Sur les panneaux effectivement collectés, le taux de recyclage atteint entre 93 et 94 %. Ce recyclage est assuré par quatre sites en France, situés près de Bordeaux, Lille, Toulouse et Grenoble, avec des technologies comme celles de Rosi Solar (Isère), capable d’extraire les métaux rares à haute valeur ajoutée des panneaux. Pourtant, si l’on prend en compte le taux de collecte, ce sont au final seulement 55 à 60 % des panneaux usagés qui sont effectivement recyclés en France. L’économie circulaire implique la distinction entre recyclabilité et recyclage effectif : la première est une promesse, le second une réalité souvent freinée par des obstacles logistiques, techniques et économiques.

Du côté des éoliennes, la situation est plus contrastée. Bien que leur recyclabilité globale soit élevée (90 à 95 %), le parc français est encore relativement jeune : moins de 5 % des installations sont aujourd’hui en fin de vie. Cela limite mécaniquement les volumes traités et retarde l’industrialisation d’une filière de recyclage à grande échelle. Depuis 2024, un décret impose la valorisation d’au moins 95 % du poids des aérogénérateurs et 55 % pour les matériaux des pales (à partir de 2025). Mais dans les faits, ces dernières, constituées de fibres composites, sont difficilement recyclables. La majorité finit encore incinérée ou en remblais, après une valorisation énergétique. Selon l’ADEME, entre 3 000 et 15 000 tonnes de pales composites devront être traitées chaque année dès 2025. 

Les pâles d’éoliennes, casse-tête persistant

Pour l’instant, les initiatives industrielles restent éparses. Arkema développe des pales thermoplastiques plus faciles à recycler, et certaines start-ups travaillent sur des procédés de dépolymérisation. Mais les capacités restent limitées, et la France n’a pas encore mis en place de filière REP (responsabilité élargie du producteur) pour les éoliennes, à la différence des panneaux photovoltaïques. L’extension de cette REP aux éoliennes terrestres est en discussion, dans le cadre de la loi Agec, pour une mise en œuvre attendue à l’horizon 2026-2027.

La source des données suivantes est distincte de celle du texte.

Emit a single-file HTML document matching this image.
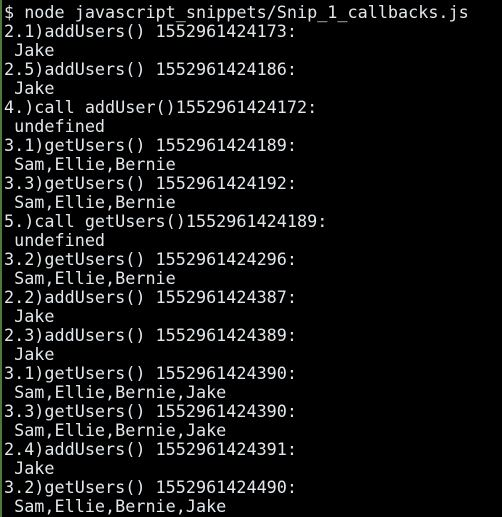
<!DOCTYPE html>
<html><head><style>
html,body{margin:0;padding:0;background:#000;width:502px;height:517px;overflow:hidden}
.bar{position:absolute;left:0;top:0;width:2px;height:517px;background:#4c7a3c}
pre{position:absolute;left:4px;top:3px;margin:0;font-family:"DejaVu Sans Mono","Liberation Mono",monospace;font-size:16.8px;line-height:19px;color:#e2e8ec}
</style></head><body><div class="bar"></div><pre>$ node javascript_snippets/Snip_1_callbacks.js
2.1)addUsers() 1552961424173:
 Jake
2.5)addUsers() 1552961424186:
 Jake
4.)call addUser()1552961424172:
 undefined
3.1)getUsers() 1552961424189:
 Sam,Ellie,Bernie
3.3)getUsers() 1552961424192:
 Sam,Ellie,Bernie
5.)call getUsers()1552961424189:
 undefined
3.2)getUsers() 1552961424296:
 Sam,Ellie,Bernie
2.2)addUsers() 1552961424387:
 Jake
2.3)addUsers() 1552961424389:
 Jake
3.1)getUsers() 1552961424390:
 Sam,Ellie,Bernie,Jake
3.3)getUsers() 1552961424390:
 Sam,Ellie,Bernie,Jake
2.4)addUsers() 1552961424391:
 Jake
3.2)getUsers() 1552961424490:
 Sam,Ellie,Bernie,Jake</pre></body></html>
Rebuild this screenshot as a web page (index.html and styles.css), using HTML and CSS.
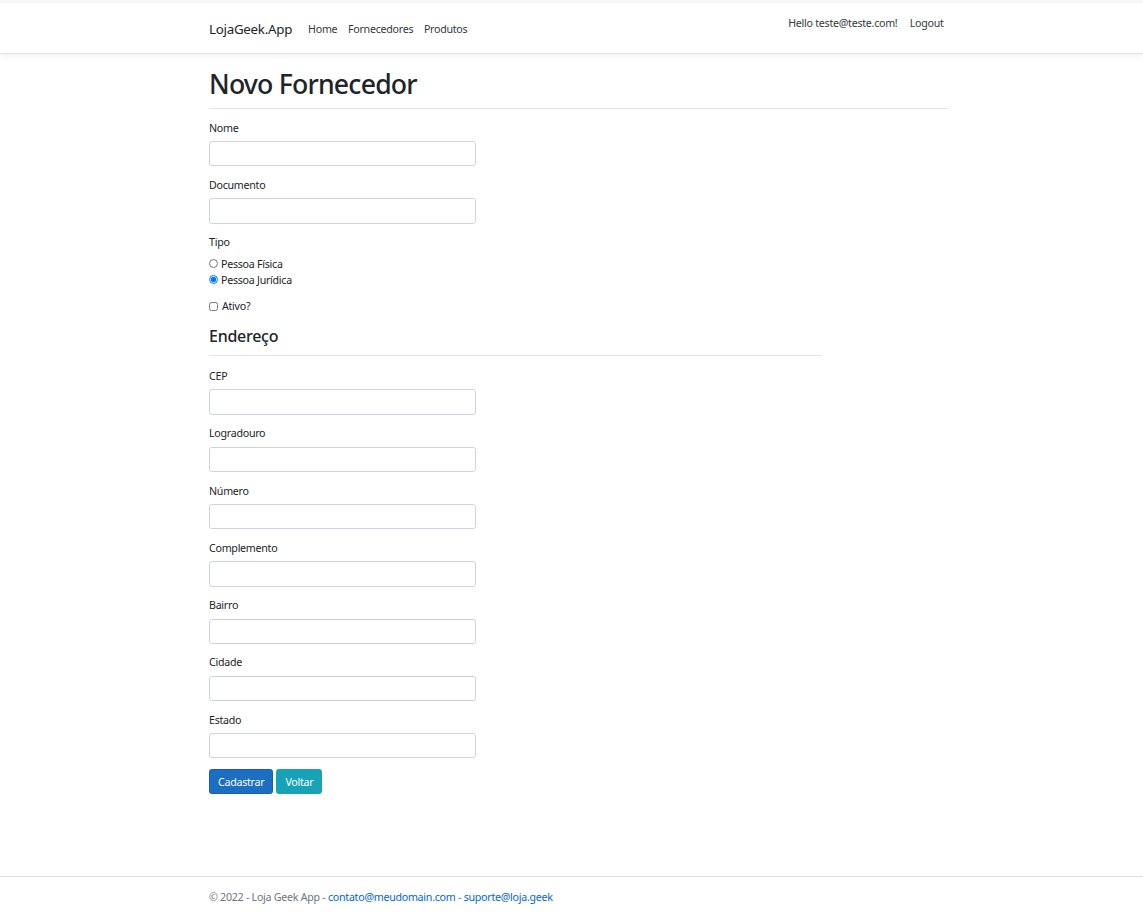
FILE: index.html
```html
<!DOCTYPE html>
<html lang="pt-br">
<head>
<meta charset="utf-8">
<title>Novo Fornecedor - LojaGeek.App</title>
<link rel="stylesheet" href="styles.css">
</head>
<body>
<header class="topbar">
  <nav class="navbar">
    <div class="container nav-inner">
      <a class="brand" href="#">LojaGeek.App</a>
      <ul class="nav-links">
        <li><a class="nav-link" href="#">Home</a></li>
        <li><a class="nav-link" href="#">Fornecedores</a></li>
        <li><a class="nav-link" href="#">Produtos</a></li>
      </ul>
      <ul class="nav-right">
        <li><a class="nav-link" href="#">Hello teste@teste.com!</a></li>
        <li><button class="nav-link logout" type="button">Logout</button></li>
      </ul>
    </div>
  </nav>
</header>

<main class="container main">
  <h1 class="title">Novo Fornecedor</h1>
  <hr class="rule">
  <form class="form">
    <div class="form-group">
      <label class="label">Nome</label>
      <input class="control" type="text">
    </div>
    <div class="form-group">
      <label class="label">Documento</label>
      <input class="control" type="text">
    </div>
    <div class="form-group">
      <label class="label">Tipo</label>
      <div class="check"><input class="radio" type="radio" name="tipo"><span>Pessoa Física</span></div>
      <div class="check"><input class="radio" type="radio" name="tipo" checked><span>Pessoa Jurídica</span></div>
    </div>
    <div class="form-group">
      <div class="check"><input class="box" type="checkbox"><span class="box-label">Ativo?</span></div>
    </div>

    <h4 class="subtitle">Endereço</h4>
    <hr class="rule short">

    <div class="form-group">
      <label class="label">CEP</label>
      <input class="control" type="text">
    </div>
    <div class="form-group">
      <label class="label">Logradouro</label>
      <input class="control" type="text">
    </div>
    <div class="form-group">
      <label class="label">Número</label>
      <input class="control" type="text">
    </div>
    <div class="form-group">
      <label class="label">Complemento</label>
      <input class="control" type="text">
    </div>
    <div class="form-group">
      <label class="label">Bairro</label>
      <input class="control" type="text">
    </div>
    <div class="form-group">
      <label class="label">Cidade</label>
      <input class="control" type="text">
    </div>
    <div class="form-group">
      <label class="label">Estado</label>
      <input class="control" type="text">
    </div>
    <div class="actions">
      <button class="btn btn-primary" type="button">Cadastrar</button>
      <a class="btn btn-info" href="#">Voltar</a>
    </div>
  </form>
</main>

<footer class="footer">
  <div class="container footer-inner">
    © 2022 - Loja Geek App - <a href="#">contato@meudomain.com</a> - <a href="#">suporte@loja.geek</a>
  </div>
</footer>
</body>
</html>
```

FILE: styles.css
```css
* { box-sizing: border-box; }
html, body { margin: 0; padding: 0; height: 100%; }
body {
  font-family: "Noto Sans", "Open Sans", sans-serif;
  font-size: 10.67px;
  line-height: 16px;
  letter-spacing: -0.025em;
  color: #212529;
  background: #fff;
  position: relative;
  min-height: 917px;
}
a { text-decoration: none; }
.container { width: 740px; margin: 0 0 0 209px; }

.topbar { border-top: 3px solid #f8f8f8; }
.navbar {
  height: 51px;
  background: #fff;
  border-bottom: 1px solid #dee2e6;
  box-shadow: 0 3px 8px rgba(0,0,0,0.05);
}
.nav-inner { display: flex; align-items: center; height: 50px; }
.brand { font-size: 13.33px; color: #212529; margin-right: 10.67px; line-height: 20px; margin-top: 2px; }
.nav-links, .nav-right { list-style: none; margin: 0; padding: 0; display: flex; }
.nav-links { flex: 1; margin-top: 2px; }
.nav-right { align-self: flex-start; margin-top: 7px; }
.nav-link {
  display: block;
  padding: 5.33px;
  color: #343a40;
  font: inherit;
  letter-spacing: inherit;
  background: none;
  border: 0;
  line-height: 16px;
}
.logout { padding-left: 7px; cursor: pointer; }

.main { padding-top: 14px; padding-bottom: 70px; }
.title { font-size: 26.67px; font-weight: 500; line-height: 32px; margin: 0 0 8px; letter-spacing: -0.03em; }
.rule { border: 0; border-top: 1px solid rgba(0,0,0,0.1); margin: 5px 0 10.67px; height: 0; }
.rule.short { width: 613px; margin-top: 9px; margin-bottom: 12px; }

.form-group { margin-bottom: 10.67px; }
.label { display: block; margin-bottom: 5.33px; }
.control {
  display: block;
  width: 267px;
  height: 25.33px;
  border: 1px solid #ced4da;
  border-radius: 2.67px;
  padding: 4px 8px;
  font: inherit;
  background: #fff;
}
.check { display: flex; align-items: center; height: 16px; }
.radio { margin: 0 3px 0 0; width: 9px; height: 9px; }
.box { margin: 0 4px 0 0; width: 9px; height: 9px; }
.box-label { padding-left: 0; }

.subtitle { font-size: 16px; font-weight: 500; line-height: 19px; margin: 0; padding-top: 2px; }

.actions { display: flex; gap: 3px; }
.btn {
  display: inline-block;
  height: 25.33px;
  padding: 4px 8px;
  font: inherit;
  letter-spacing: inherit;
  line-height: 16px;
  color: #fff;
  border: 1px solid transparent;
  border-radius: 2.67px;
}
.btn-primary { background: #1b6ec2; border-color: #1861ac; }
.btn-info { background: #17a2b8; border-color: #17a2b8; }

.footer {
  position: absolute;
  left: 0; right: 0; bottom: 0;
  height: 41px;
  border-top: 1px solid #dee2e6;
  color: #6c757d;
  line-height: 40px;
}
.footer a { color: #0366d6; }
```
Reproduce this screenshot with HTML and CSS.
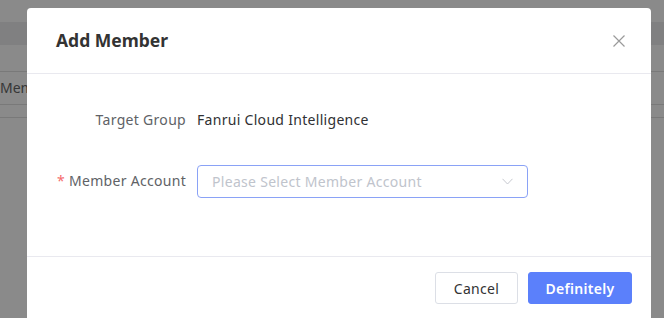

Sur le plan législatif, les bases sont pourtant posées. En Europe, les panneaux solaires sont intégrés depuis 2012 à la directive DEEE, qui impose aux producteurs la prise en charge de la collecte et du recyclage, avec des objectifs chiffrés. Pour les éoliennes, elles relèvent de la directive-cadre sur les déchets, sans objectif spécifique pour les matériaux composites, bien que des financements européens, via Horizon Europe, soutiennent l’émergence de filières circulaires adaptées.

En France, les panneaux photovoltaïques sont encadrés depuis 2014 par une REP bien établie, financée via une éco-contribution. À titre d’exemple, en 2023, près de 400 000 tonnes de panneaux ont été mises sur le marché, soit une croissance continue qui exigera à terme une montée en puissance des infrastructures de traitement. Les éoliennes, elles, doivent faire l’objet d’un démantèlement financé par une garantie de 1 000 euros par kilowatt installé, mais sans mécanisme de mutualisation ni de suivi structuré du recyclage des composants.

Au final, si la France dispose d’un bon socle réglementaire et de quelques champions industriels du recyclage, elle reste confrontée à un triple défi : augmenter les taux de collecte, développer des solutions pour les matériaux complexes (en particulier les composites) et structurer des filières industrielles robustes. Car si la transition énergétique veut tenir sa promesse de durabilité, elle devra impérativement être aussi une transition circulaire.